Note 1 - Nature of Operations and Basis of Presentation

 

Nature of Operations

 

MamaMancini’s Holdings, Inc. (the “Company”), (formerly known as Mascot Properties, Inc.) was organized on July 22, 2009 as a Nevada corporation. The Company has a year-end of January 31.

 

The Company is a manufacturer and distributor of beef meatballs with sauce, turkey meatballs with sauce, beef meat loaf and other similar meats and sauces.
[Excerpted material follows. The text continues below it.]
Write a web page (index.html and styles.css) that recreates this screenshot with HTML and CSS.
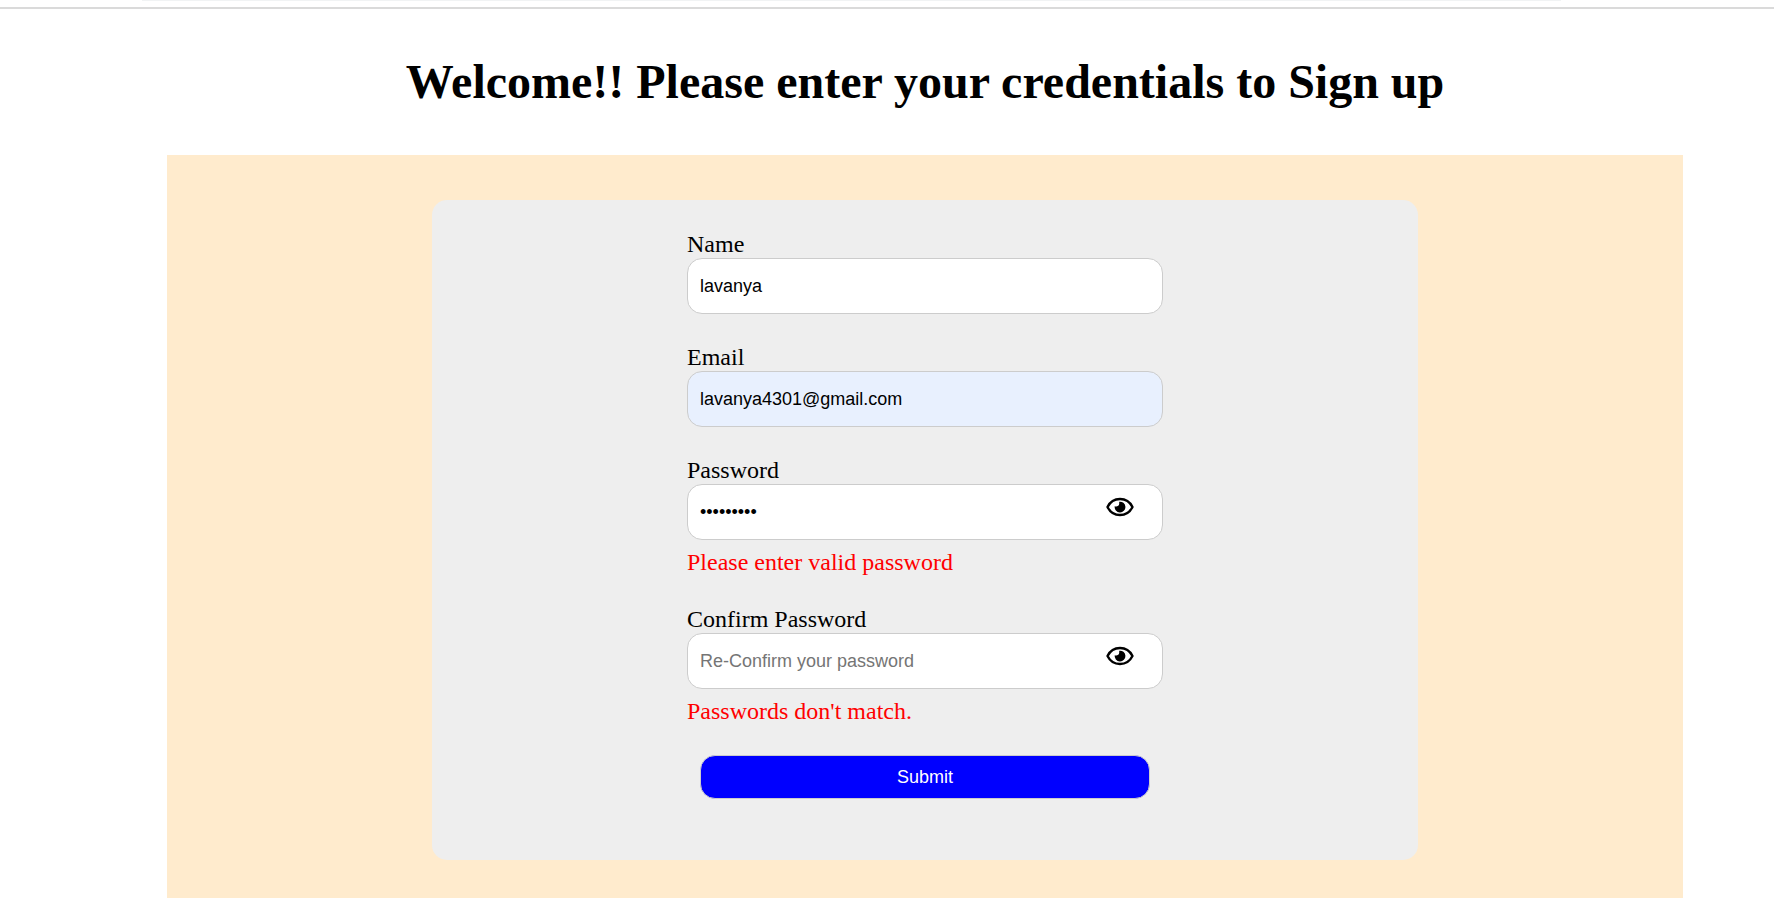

The Company’s customers are located throughout the United States, with a large concentration in the Northeast and Southeast.

 

Recent Developments

 

On November 1, 2017, the Company, Joseph Epstein Food Enterprises, Inc., a New Jersey corporation (“JEFE”), and MMMB Acquisition, Inc., a Nevada corporation and wholly owned subsidiary of the Company (“Merger Sub”), completed the merger contemplated by the Agreement and Plan of Merger (“Merger Agreement”) by and among the Company, JEFE, and Merger Sub, dated as of November 1, 2017. Pursuant to the terms of the Merger Agreement, JEFE has merged with and into Merger Sub, with Merger Sub continuing as the surviving entity and a wholly owned subsidiary of the Company.

 

Under the terms of the Merger Agreement and in connection with the merger, the Company acquired all assets of JEFE. The consideration for the transaction was (a) the extinguishment of the Inter-Company Loan between the parties, (b) the assumption by the Company of all JEFE accounts payable and accrued expenses, (c) assumption by the Company of certain third-party loans to JEFE and (d) indemnification of Carl Wolf with respect to his collateralization of a bank loan to JEFE in the amount of approximately $250,000. As a result of the transaction, (i) the Company became the sole shareholder of JEFE, which became a wholly-owned subsidiary of the Company (ii) following the Closing, JEFE’s financial statements as of the Closing are consolidated with the Consolidated Financial Statements of the Company (collectively, the “Merger Transaction”). No cash or stock was exchanged in connection with the transaction.

 

In accordance with the guidance under Accounting Standards Codification Topic 805: Business Combinations, the Merger transactions are accounted for as a reorganization of entities under common control. The assets and liabilities of JEFE transferred between entities under common control were recorded by the Company based on JEFE’s historical cost basis. The financial statements of both entities have been combined for all periods presented.